In a bipartisan letter pennedby Meijer, Congressmen Jason Crow (D-Colorado) and Andy Kim (D-New Jersey), the group outlines three “critical areas" where further U.S. assistance is needed, listing out specific weapons, including anti-naval, anti-aircraft and long range missiles and dozens of other military hardware they believe will help Ukraine win the war. The letter was signed by more than three dozen members of Congress including Rep. Fred Upton (R-Michigan) and Rep. Andy Levin (D-Michigan).

“A whole slew of defensive weaponry that the Ukrainians have been asking for,” Meijer explained.

“We've been providing some but we need to make sure that we're ready to keep providing and keep helping the Ukrainians defend their country. I hope that this conflict ends tomorrow, but we cannot base our plans that this will end so quickly,” he added.

Meijer says the U.S. should do everything possible to help the ravaged country maintain their sovereignty, without becoming a direct combatant.

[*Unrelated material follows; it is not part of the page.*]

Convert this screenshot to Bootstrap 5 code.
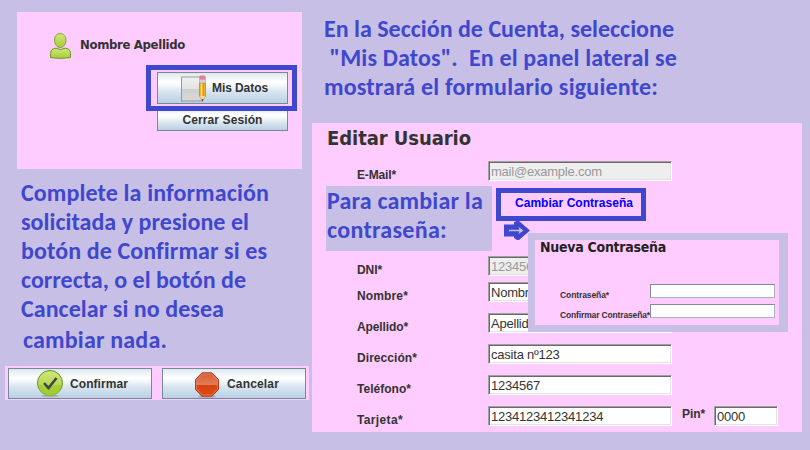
<!DOCTYPE html>
<html lang="es">
<head>
<meta charset="utf-8">
<title>Editar Usuario</title>
<link href="https://cdn.jsdelivr.net/npm/bootstrap@5.3.0/dist/css/bootstrap.min.css" rel="stylesheet">
<style>
  body { width: 810px; height: 450px; background: #c8bfe7; color: #333; font-family: "Liberation Sans", Arial, sans-serif; font-size: 12px; line-height: 20px; }
  .panel { background: #fcf; }
  .left-side { width: 312px; }
  .note { font: 700 24px/29px Carlito, Lato, sans-serif; color: #3f48cc; }
  .note > div { height: 29px; }
  .note > .last-line { padding: 2px 0 0 2px; }
  [data-w] { display: inline-block; white-space: pre; }
  .account { width: 285px; height: 157px; margin: 12px 0 0 17px; padding: 21px 5px 0 33px; }
  .user-name { font: 700 13px/20px "DejaVu Sans Condensed", "DejaVu Sans", Tahoma, sans-serif; padding-left: 9px; padding-top: 2px; }
  .marked { border: 5px solid #3f48cc; }
  .marked.data-box { width: 151px; height: 46px; padding: 2px 4px 2px 6px; margin-top: 6px; }
  .steel { border: 1px solid #778899; border-radius: 0; padding: 0; color: #333; font: 700 12px/18px "Liberation Sans", Arial, sans-serif; background: linear-gradient(#dce8f0 0%, #fff 30%, #f4f8fb 42%, #dae6f0 60%, #b9d0e4 100%); }
  .steel.tall { width: 131px; height: 32px; }
  .steel.logout { width: 131px; height: 20px; margin-right: 9px; border-top: 0; line-height: 17px; background: linear-gradient(#e8f0f5 0%, #fff 18%, #f4f8fb 38%, #dae6f0 60%, #b9d0e4 100%); }
  .steel.action { width: 144px; height: 31px; }
  .note-icon { margin: 0 5px 0 -1px; }
  .check-icon { margin: 0 6px 0 27px; }
  .stop-icon { margin: 3px 7px 0 31px; }
  .left-note { padding: 9px 0 0 21px; height: 197px; }
  .strip { width: 304px; height: 34px; margin-left: 5px; padding: 2px 3px; }
  .right-side { width: 490px; }
  .top-note { height: 123px; padding: 14px 0 0 12px; }
  .edit-form { height: 309px; padding-left: 15px; }
  .form-title { font: 700 20px/28px "DejaVu Sans Condensed", "DejaVu Sans", Tahoma, sans-serif; height: 38px; padding-top: 1px; }
  .field-row { height: 20px; margin-bottom: 11px; padding-left: 30px; }
  .field-row.dni-row { margin-bottom: 6px; }
  .field-row label { width: 131px; font-weight: 700; padding-top: 4px; line-height: 20px; }
  .field-row label.pin { width: 32px; margin-left: 10px; padding-top: 0; margin-top: -2px; }
  .sunken { width: 184px; height: 20px; border-radius: 0; padding: 1px 2px 0 2px; font-size: 13px; line-height: 16px; letter-spacing: -.22px; color: #333; background: #fff; border: 1px solid; border-color: #a0a0a0 #fff #fff #a0a0a0; box-shadow: inset 1px 1px #696969, inset -1px -1px #e3e3e3; }
  .sunken:disabled { background: #eee; color: #999; opacity: 1; }
  .sunken.short { width: 64px; }
  .change-row { height: 70px; margin-top: -6px; }
  .hint { width: 166px; height: 65px; margin-left: -1px; background: #c8bfe7; }
  .change-row .hint { height: 65px; padding-left: 1px; }
  .link-box { width: 150px; height: 33px; margin: 2px 0 0 4px; padding-left: 14px; font-weight: 700; color: #00f; line-height: 20px; }
  .arrow { left: 192px; top: 98px; }
  .popup { left: 216px; top: 110px; width: 260px; height: 99px; padding: 7px 9px 7px 7px; background: #c8bfe7; }
  .popup .panel { height: 85px; padding: 0 4px 0 5px; }
  .popup-title { font: 700 14px/14px "DejaVu Sans Condensed", "DejaVu Sans", Tahoma, sans-serif; color: #222; height: 44px; }
  .mini-row { height: 14px; margin-bottom: 6px; padding-left: 20px; }
  .mini-row label { width: 90px; font-weight: 700; font-size: 8.5px; line-height: 14px; padding-top: 4px; }
  .mini-row input { width: 125px; height: 14px; padding: 0; border: 1px solid #a9b2bb; border-top-color: #7f8b96; border-left-color: #7f8b96; border-radius: 0; background: #fff; }
</style>
</head>
<body class="d-flex overflow-hidden">
<div class="left-side flex-shrink-0">
  <section class="account panel">
    <div class="d-flex">
      <svg width="21" height="26" viewBox="0 0 21 26">
        <defs><linearGradient id="lime" x2="0" y2="1"><stop offset="0" stop-color="#d2e77c"/><stop offset="1" stop-color="#a4cd36"/></linearGradient></defs>
        <path d="M.6 24.600V20.500Q.6 15.500 6 15.200Q10.500 18 15 15.200Q20.500 15.500 20.500 20.500V24.600Q10.500 26.200.6 24.600Z" fill="url(#lime)" stroke="#6d9620"/>
        <path d="M10.300.6C14 .6 16 3.500 16 7.200C16 11 13.500 14.600 10.300 14.600S4.500 11 4.500 7.200C4.500 3.500 6.500.6 10.300.6Z" fill="url(#lime)" stroke="#7ea32a"/>
      </svg>
      <div class="user-name"><span data-w="105">Nombre Apellido</span></div>
    </div>
    <div class="d-flex flex-column align-items-end">
      <div class="marked data-box">
        <button class="btn steel tall d-flex align-items-center ps-4">
          <svg width="26" height="27" viewBox="0 0 26 27" class="note-icon">
            <defs><linearGradient id="page" x2="0" y2="1"><stop stop-color="#f1f1f1"/><stop offset=".5" stop-color="#e2e2e2"/><stop offset=".52" stop-color="#cfcfcf"/><stop offset="1" stop-color="#d9d9d9"/></linearGradient></defs>
            <rect x=".5" y="2" width="21" height="24" fill="url(#page)" stroke="#999"/>
            <path d="M18.500 8H24.500V21L21.500 26L18.500 21Z" fill="#f6b530" stroke="#c88318" stroke-width=".8"/>
            <path d="M20.600 8V21" stroke="#ffe08a"/><path d="M22.700 8V21" stroke="#d88b1c"/>
            <path d="M18.600 21H24.400L21.500 26Z" fill="#f4d7a0"/><path d="M20.600 24.200H22.400L21.500 26.400Z" fill="#333"/>
            <rect x="18.400" y="4" width="6.200" height="4" fill="#d3d3d3" stroke="#999" stroke-width=".5"/>
            <rect x="18.300" y=".4" width="6.400" height="4" rx="1.500" fill="#f27695"/>
          </svg>
          <span data-w="56">Mis Datos</span>
        </button>
      </div>
      <button class="btn steel logout"><span data-w="80">Cerrar Sesión</span></button>
    </div>
  </section>
  <section class="note left-note">
    <div><span data-w="248">Complete la información</span></div>
    <div><span data-w="228">solicitada y presione el</span></div>
    <div><span data-w="246">botón de Confirmar si es</span></div>
    <div><span data-w="225">correcta, o el botón de</span></div>
    <div><span data-w="203">Cancelar si no desea</span></div>
    <div class="last-line"><span data-w="144">cambiar nada.</span></div>
  </section>
  <section class="strip panel d-flex justify-content-between">
    <button class="btn steel action d-flex align-items-center">
      <svg class="check-icon" width="28" height="28" viewBox="0 0 28 28">
        <ellipse cx="14" cy="26" rx="9" ry="1.500" fill="#8fa0ad" opacity=".6"/>
        <circle cx="14" cy="13" r="12.500" fill="url(#lime)" stroke="#629022"/>
        <path d="M2.500 14.500Q14 16.500 25.500 14.500A11.500 11.500 0 0 1 2.500 14.500Z" fill="#9fca2e" opacity=".7"/>
        <path d="M8 13L12.500 18L20.500 8" fill="none" stroke="#444" stroke-width="2.600"/>
      </svg>
      <span data-w="58">Confirmar</span>
    </button>
    <button class="btn steel action d-flex align-items-center">
      <svg class="stop-icon" width="26" height="26" viewBox="0 0 26 26">
        <defs><linearGradient id="stop" x2="0" y2="1"><stop stop-color="#d95a34"/><stop offset=".5" stop-color="#e17c55"/><stop offset=".52" stop-color="#d6430f"/><stop offset="1" stop-color="#dc4a14"/></linearGradient></defs>
        <ellipse cx="13" cy="24.500" rx="9" ry="1.400" fill="#8fa0ad" opacity=".7"/>
        <path d="M8 .8H18L24.500 7.500V17.500L18 24.200H8L1.500 17.500V7.500Z" fill="url(#stop)" stroke="#b03a17"/>
        <path d="M8.500 2H17.500L23.400 8V17L17.500 23H8.500L2.600 17V8Z" fill="none" stroke="#eb8e6c" stroke-width=".7"/>
      </svg>
      <span data-w="52">Cancelar</span>
    </button>
  </section>
</div>
<main class="right-side flex-shrink-0">
  <section class="note top-note">
    <div><span data-w="350">En la Sección de Cuenta, seleccione</span></div>
    <div><span data-w="353"> "Mis Datos".  En el panel lateral se</span></div>
    <div><span data-w="334">mostrará el formulario siguiente:</span></div>
  </section>
  <form class="edit-form panel position-relative">
    <h1 class="form-title mb-0"><span data-w="144">Editar Usuario</span></h1>
    <div class="field-row d-flex"><label><span data-w="39">E-Mail*</span></label><input class="sunken" value="mail@example.com" disabled></div>
    <div class="change-row d-flex">
      <div class="hint note"><div><span data-w="156">Para cambiar la</span></div><div><span data-w="120">contraseña:</span></div></div>
      <div class="link-box marked"><span data-w="118">Cambiar Contraseña</span></div>
    </div>
    <div class="field-row dni-row d-flex"><label><span data-w="25">DNI*</span></label><input class="sunken" value="12345678" disabled></div>
    <div class="field-row d-flex"><label><span data-w="51">Nombre*</span></label><input class="sunken" value="Nombre"></div>
    <div class="field-row d-flex"><label><span data-w="51">Apellido*</span></label><input class="sunken" value="Apellido"></div>
    <div class="field-row d-flex"><label><span data-w="60">Dirección*</span></label><input class="sunken" value="casita nº123"></div>
    <div class="field-row d-flex"><label><span data-w="54">Teléfono*</span></label><input class="sunken" value="1234567"></div>
    <div class="field-row d-flex"><label><span data-w="46">Tarjeta*</span></label><input class="sunken" value="1234123412341234"><label class="pin"><span data-w="23">Pin*</span></label><input class="sunken short" value="0000"></div>
    <svg class="arrow position-absolute" width="27" height="20" viewBox="0 0 27 20"><path d="M0 3.500H10V1L13 0H15L26 9.500L15 19H13L10 17V15.500H0Z" fill="#3f48cc"/><path d="M5 9.500H17" stroke="#c8bfe7" stroke-width="1.500"/><path d="M14.500 6L19.500 9.500L14.500 13L15.500 9.500Z" fill="#c8bfe7"/></svg>
    <aside class="popup position-absolute">
      <div class="panel">
        <h2 class="popup-title mb-0"><span data-w="126">Nueva Contraseña</span></h2>
        <div class="mini-row d-flex"><label><span data-w="49">Contraseña*</span></label><input></div>
        <div class="mini-row d-flex"><label><span data-w="90">Confirmar Contraseña*</span></label><input></div>
      </div>
    </aside>
  </form>
</main>
<script src="https://cdn.jsdelivr.net/npm/bootstrap@5.3.0/dist/js/bootstrap.bundle.min.js"></script>
<script>
  // Track each label out to its nominal width
  document.querySelectorAll('[data-w]').forEach(el => {
    const extra = el.dataset.w - el.getBoundingClientRect().width;
    el.style.letterSpacing = extra / el.textContent.length + 'px';
  });
</script>
</body>
</html>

“We do not support the no-fly zone. We do not support the direct engagement of American forces. Putin wants more than anything for this to be a war between Russia and the U.S., between Russia and NATO. That is the war he wants and we should not give that to him.”

“But that should not stop us from providing the Ukrainians with every single piece of hardware they need to defend themselves and assure their own right to self-determination and to govern themselves, rather than having them be governed by Russian occupiers at the barrel of a gun,” Meijer added.

A few weeks ago, Congress approved $13 billion in emergency aid for Ukraine, but Meijer says Ukrainian ambassadors, intelligence officials and those on the ground are clear, more help is needed.

The White House says "the United States continues to expedite the authorization and facilitation of additional assistance to Ukraine from our Allies."